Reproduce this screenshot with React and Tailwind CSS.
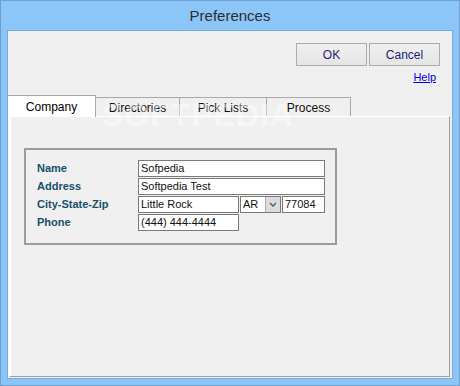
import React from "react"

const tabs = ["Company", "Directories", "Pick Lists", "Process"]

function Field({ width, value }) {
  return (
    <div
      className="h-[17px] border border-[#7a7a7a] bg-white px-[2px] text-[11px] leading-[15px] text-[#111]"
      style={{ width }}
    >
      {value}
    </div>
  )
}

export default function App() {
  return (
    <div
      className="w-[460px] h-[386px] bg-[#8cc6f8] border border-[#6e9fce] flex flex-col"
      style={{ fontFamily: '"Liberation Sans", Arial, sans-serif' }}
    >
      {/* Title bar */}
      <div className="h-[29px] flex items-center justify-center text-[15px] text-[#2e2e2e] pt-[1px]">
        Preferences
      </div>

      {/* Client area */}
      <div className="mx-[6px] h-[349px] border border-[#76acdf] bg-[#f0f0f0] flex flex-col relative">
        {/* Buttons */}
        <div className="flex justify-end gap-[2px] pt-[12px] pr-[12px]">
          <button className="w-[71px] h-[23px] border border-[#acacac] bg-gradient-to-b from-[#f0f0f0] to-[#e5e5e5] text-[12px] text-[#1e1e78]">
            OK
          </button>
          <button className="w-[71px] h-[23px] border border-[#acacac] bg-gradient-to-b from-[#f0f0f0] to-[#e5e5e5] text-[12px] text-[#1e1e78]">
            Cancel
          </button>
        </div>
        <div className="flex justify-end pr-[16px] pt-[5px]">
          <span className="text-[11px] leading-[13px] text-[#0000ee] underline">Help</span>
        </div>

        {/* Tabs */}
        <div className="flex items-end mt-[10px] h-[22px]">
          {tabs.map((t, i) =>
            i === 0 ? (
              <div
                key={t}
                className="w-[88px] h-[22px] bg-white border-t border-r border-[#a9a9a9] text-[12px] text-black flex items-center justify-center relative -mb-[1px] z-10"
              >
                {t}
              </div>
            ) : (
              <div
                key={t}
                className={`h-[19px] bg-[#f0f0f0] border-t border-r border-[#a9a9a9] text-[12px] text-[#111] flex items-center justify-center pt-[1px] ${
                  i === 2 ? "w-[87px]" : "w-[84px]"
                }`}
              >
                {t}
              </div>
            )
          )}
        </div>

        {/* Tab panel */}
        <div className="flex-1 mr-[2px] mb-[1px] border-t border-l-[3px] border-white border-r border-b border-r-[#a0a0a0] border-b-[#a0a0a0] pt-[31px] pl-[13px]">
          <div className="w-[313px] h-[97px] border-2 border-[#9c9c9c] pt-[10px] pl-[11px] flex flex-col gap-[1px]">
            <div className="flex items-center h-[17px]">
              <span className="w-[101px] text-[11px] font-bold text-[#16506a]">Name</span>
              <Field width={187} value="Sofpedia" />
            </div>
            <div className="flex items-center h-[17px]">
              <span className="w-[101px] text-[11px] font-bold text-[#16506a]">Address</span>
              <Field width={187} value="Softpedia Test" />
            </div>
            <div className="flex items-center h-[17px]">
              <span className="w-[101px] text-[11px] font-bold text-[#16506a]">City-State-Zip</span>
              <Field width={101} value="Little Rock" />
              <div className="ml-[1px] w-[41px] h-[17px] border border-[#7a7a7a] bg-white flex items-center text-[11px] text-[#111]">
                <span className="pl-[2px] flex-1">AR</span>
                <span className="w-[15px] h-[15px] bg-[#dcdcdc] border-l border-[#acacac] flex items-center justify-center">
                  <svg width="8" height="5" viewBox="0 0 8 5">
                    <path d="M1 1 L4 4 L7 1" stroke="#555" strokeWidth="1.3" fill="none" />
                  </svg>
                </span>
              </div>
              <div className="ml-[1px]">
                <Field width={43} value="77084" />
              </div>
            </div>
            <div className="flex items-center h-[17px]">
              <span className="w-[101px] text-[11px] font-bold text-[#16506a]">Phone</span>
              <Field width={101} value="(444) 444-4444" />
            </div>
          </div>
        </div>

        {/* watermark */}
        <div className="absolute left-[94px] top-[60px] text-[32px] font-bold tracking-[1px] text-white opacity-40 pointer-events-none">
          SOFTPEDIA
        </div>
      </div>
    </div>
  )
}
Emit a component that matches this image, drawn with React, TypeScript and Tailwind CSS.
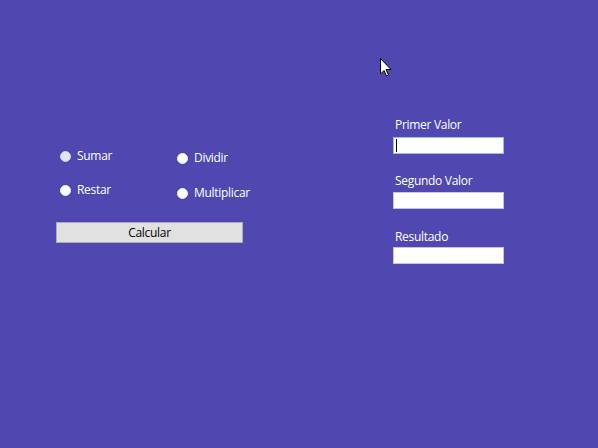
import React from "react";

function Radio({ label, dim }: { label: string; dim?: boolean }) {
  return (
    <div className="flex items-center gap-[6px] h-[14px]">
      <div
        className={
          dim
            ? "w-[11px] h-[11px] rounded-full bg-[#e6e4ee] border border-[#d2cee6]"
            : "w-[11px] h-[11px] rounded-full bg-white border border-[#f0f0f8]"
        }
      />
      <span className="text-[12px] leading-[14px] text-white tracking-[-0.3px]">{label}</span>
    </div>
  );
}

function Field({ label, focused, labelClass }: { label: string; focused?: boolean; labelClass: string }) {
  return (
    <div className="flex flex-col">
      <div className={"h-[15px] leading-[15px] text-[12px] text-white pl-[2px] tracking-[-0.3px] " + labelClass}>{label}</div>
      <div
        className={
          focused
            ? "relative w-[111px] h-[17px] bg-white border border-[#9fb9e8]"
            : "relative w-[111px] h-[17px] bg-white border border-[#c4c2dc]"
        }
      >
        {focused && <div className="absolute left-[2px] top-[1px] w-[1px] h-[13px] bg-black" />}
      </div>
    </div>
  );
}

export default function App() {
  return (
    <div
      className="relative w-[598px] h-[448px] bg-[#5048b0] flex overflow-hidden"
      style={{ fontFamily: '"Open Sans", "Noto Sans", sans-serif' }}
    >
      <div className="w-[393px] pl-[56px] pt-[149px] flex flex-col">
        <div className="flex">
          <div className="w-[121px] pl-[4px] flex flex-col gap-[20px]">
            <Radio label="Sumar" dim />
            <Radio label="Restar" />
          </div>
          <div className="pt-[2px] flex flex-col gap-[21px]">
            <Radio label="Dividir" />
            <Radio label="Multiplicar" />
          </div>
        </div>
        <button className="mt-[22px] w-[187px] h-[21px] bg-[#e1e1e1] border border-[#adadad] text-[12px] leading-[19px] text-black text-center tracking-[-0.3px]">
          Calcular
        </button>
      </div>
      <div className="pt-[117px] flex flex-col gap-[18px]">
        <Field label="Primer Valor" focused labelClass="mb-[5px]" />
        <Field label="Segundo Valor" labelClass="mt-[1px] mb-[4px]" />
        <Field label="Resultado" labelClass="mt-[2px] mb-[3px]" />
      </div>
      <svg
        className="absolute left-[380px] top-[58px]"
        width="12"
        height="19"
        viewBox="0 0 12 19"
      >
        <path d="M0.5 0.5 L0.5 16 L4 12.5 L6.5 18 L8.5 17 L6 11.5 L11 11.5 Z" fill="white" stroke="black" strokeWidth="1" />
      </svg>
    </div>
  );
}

#####

- [What you have to do]
Exclude the pictures and transcribe all of the entries exactly.

- [Full response]
Reproduce this screenshot with React and Tailwind CSS.
import React from "react"

const tabs = ["Company", "Directories", "Pick Lists", "Process"]

function Field({ width, value }) {
  return (
    <div
      className="h-[17px] border border-[#7a7a7a] bg-white px-[2px] text-[11px] leading-[15px] text-[#111]"
      style={{ width }}
    >
      {value}
    </div>
  )
}

export default function App() {
  return (
    <div
      className="w-[460px] h-[386px] bg-[#8cc6f8] border border-[#6e9fce] flex flex-col"
      style={{ fontFamily: '"Liberation Sans", Arial, sans-serif' }}
    >
      {/* Title bar */}
      <div className="h-[29px] flex items-center justify-center text-[15px] text-[#2e2e2e] pt-[1px]">
        Preferences
      </div>

      {/* Client area */}
      <div className="mx-[6px] h-[349px] border border-[#76acdf] bg-[#f0f0f0] flex flex-col relative">
        {/* Buttons */}
        <div className="flex justify-end gap-[2px] pt-[12px] pr-[12px]">
          <button className="w-[71px] h-[23px] border border-[#acacac] bg-gradient-to-b from-[#f0f0f0] to-[#e5e5e5] text-[12px] text-[#1e1e78]">
            OK
          </button>
          <button className="w-[71px] h-[23px] border border-[#acacac] bg-gradient-to-b from-[#f0f0f0] to-[#e5e5e5] text-[12px] text-[#1e1e78]">
            Cancel
          </button>
        </div>
        <div className="flex justify-end pr-[16px] pt-[5px]">
          <span className="text-[11px] leading-[13px] text-[#0000ee] underline">Help</span>
        </div>

        {/* Tabs */}
        <div className="flex items-end mt-[10px] h-[22px]">
          {tabs.map((t, i) =>
            i === 0 ? (
              <div
                key={t}
                className="w-[88px] h-[22px] bg-white border-t border-r border-[#a9a9a9] text-[12px] text-black flex items-center justify-center relative -mb-[1px] z-10"
              >
                {t}
              </div>
            ) : (
              <div
                key={t}
                className={`h-[19px] bg-[#f0f0f0] border-t border-r border-[#a9a9a9] text-[12px] text-[#111] flex items-center justify-center pt-[1px] ${
                  i === 2 ? "w-[87px]" : "w-[84px]"
                }`}
              >
                {t}
              </div>
            )
          )}
        </div>

        {/* Tab panel */}
        <div className="flex-1 mr-[2px] mb-[1px] border-t border-l-[3px] border-white border-r border-b border-r-[#a0a0a0] border-b-[#a0a0a0] pt-[31px] pl-[13px]">
          <div className="w-[313px] h-[97px] border-2 border-[#9c9c9c] pt-[10px] pl-[11px] flex flex-col gap-[1px]">
            <div className="flex items-center h-[17px]">
              <span className="w-[101px] text-[11px] font-bold text-[#16506a]">Name</span>
              <Field width={187} value="Sofpedia" />
            </div>
            <div className="flex items-center h-[17px]">
              <span className="w-[101px] text-[11px] font-bold text-[#16506a]">Address</span>
              <Field width={187} value="Softpedia Test" />
            </div>
            <div className="flex items-center h-[17px]">
              <span className="w-[101px] text-[11px] font-bold text-[#16506a]">City-State-Zip</span>
              <Field width={101} value="Little Rock" />
              <div className="ml-[1px] w-[41px] h-[17px] border border-[#7a7a7a] bg-white flex items-center text-[11px] text-[#111]">
                <span className="pl-[2px] flex-1">AR</span>
                <span className="w-[15px] h-[15px] bg-[#dcdcdc] border-l border-[#acacac] flex items-center justify-center">
                  <svg width="8" height="5" viewBox="0 0 8 5">
                    <path d="M1 1 L4 4 L7 1" stroke="#555" strokeWidth="1.3" fill="none" />
                  </svg>
                </span>
              </div>
              <div className="ml-[1px]">
                <Field width={43} value="77084" />
              </div>
            </div>
            <div className="flex items-center h-[17px]">
              <span className="w-[101px] text-[11px] font-bold text-[#16506a]">Phone</span>
              <Field width={101} value="(444) 444-4444" />
            </div>
          </div>
        </div>

        {/* watermark */}
        <div className="absolute left-[94px] top-[60px] text-[32px] font-bold tracking-[1px] text-white opacity-40 pointer-events-none">
          SOFTPEDIA
        </div>
      </div>
    </div>
  )
}
Emit a component that matches this image, drawn with React, TypeScript and Tailwind CSS.
import React from "react";

function Radio({ label, dim }: { label: string; dim?: boolean }) {
  return (
    <div className="flex items-center gap-[6px] h-[14px]">
      <div
        className={
          dim
            ? "w-[11px] h-[11px] rounded-full bg-[#e6e4ee] border border-[#d2cee6]"
            : "w-[11px] h-[11px] rounded-full bg-white border border-[#f0f0f8]"
        }
      />
      <span className="text-[12px] leading-[14px] text-white tracking-[-0.3px]">{label}</span>
    </div>
  );
}

function Field({ label, focused, labelClass }: { label: string; focused?: boolean; labelClass: string }) {
  return (
    <div className="flex flex-col">
      <div className={"h-[15px] leading-[15px] text-[12px] text-white pl-[2px] tracking-[-0.3px] " + labelClass}>{label}</div>
      <div
        className={
          focused
            ? "relative w-[111px] h-[17px] bg-white border border-[#9fb9e8]"
            : "relative w-[111px] h-[17px] bg-white border border-[#c4c2dc]"
        }
      >
        {focused && <div className="absolute left-[2px] top-[1px] w-[1px] h-[13px] bg-black" />}
      </div>
    </div>
  );
}

export default function App() {
  return (
    <div
      className="relative w-[598px] h-[448px] bg-[#5048b0] flex overflow-hidden"
      style={{ fontFamily: '"Open Sans", "Noto Sans", sans-serif' }}
    >
      <div className="w-[393px] pl-[56px] pt-[149px] flex flex-col">
        <div className="flex">
          <div className="w-[121px] pl-[4px] flex flex-col gap-[20px]">
            <Radio label="Sumar" dim />
            <Radio label="Restar" />
          </div>
          <div className="pt-[2px] flex flex-col gap-[21px]">
            <Radio label="Dividir" />
            <Radio label="Multiplicar" />
          </div>
        </div>
        <button className="mt-[22px] w-[187px] h-[21px] bg-[#e1e1e1] border border-[#adadad] text-[12px] leading-[19px] text-black text-center tracking-[-0.3px]">
          Calcular
        </button>
      </div>
      <div className="pt-[117px] flex flex-col gap-[18px]">
        <Field label="Primer Valor" focused labelClass="mb-[5px]" />
        <Field label="Segundo Valor" labelClass="mt-[1px] mb-[4px]" />
        <Field label="Resultado" labelClass="mt-[2px] mb-[3px]" />
      </div>
      <svg
        className="absolute left-[380px] top-[58px]"
        width="12"
        height="19"
        viewBox="0 0 12 19"
      >
        <path d="M0.5 0.5 L0.5 16 L4 12.5 L6.5 18 L8.5 17 L6 11.5 L11 11.5 Z" fill="white" stroke="black" strokeWidth="1" />
      </svg>
    </div>
  );
}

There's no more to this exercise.